Ingredients:
- 2 Large Spanish Onions, peeled and sliced thinly
- 3 Bell Peppers (mixed colours), stems and seeds removed, sliced thinly
- 3 Tbsp Standard Olive Oil
- 1 Tbsp Unsalted Butter
- 2 cloves Fresh Garlic, minced fine
- 1/2 tsp Dried Thyme
- 1 tsp Kosher Salt, divided
- 1/2 tsp Freshly Ground Black Pepper
- 1 tsp Red Wine Vinegar or Lemon Juice (optional)
Instructions:
- Slice all onions and bell peppers uniformly, aiming for about 1/4-inch thickness. Uniformity is key for even cooking.
- Place a large sauté pan over medium-low heat. Add the olive oil and butter. Once the butter is melted, add the sliced onions immediately and spread them out.
- Sprinkle 1/2 tsp of salt over the onions. Sauté gently for 8–10 minutes, stirring occasionally, until they are soft and transparent (not browned).
- Add the sliced bell peppers to the pan. Stir well to combine with the onions and fat. Reduce the heat to low.
- Continue cooking, stirring every 3–4 minutes, for another 10–15 minutes until the peppers are significantly softened and the volume of vegetables has reduced.

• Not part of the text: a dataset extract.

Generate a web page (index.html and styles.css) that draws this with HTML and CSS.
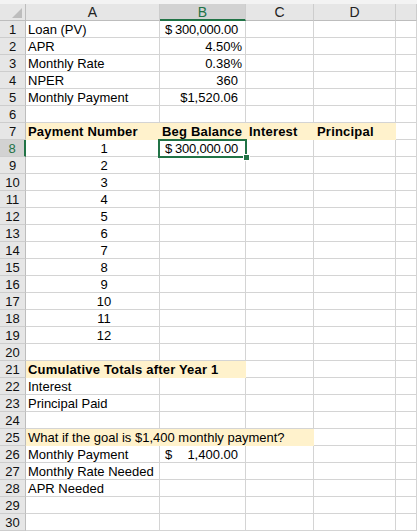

- Push the vegetables to one side and add the minced garlic and thyme to the open pan space. Cook for 30 seconds until fragrant, then mix into the vegetables.
- Increase the heat to medium for the final 5 minutes. Stir constantly to encourage the sugars to caramelise, creating golden-brown edges.
- Stir in the remaining salt and the black pepper.
- Remove the pan from the heat. Drizzle the teaspoon of red wine vinegar or lemon juice over the vegetables for a bright, acidic finish. Stir quickly.
- Taste and adjust seasoning as needed before serving.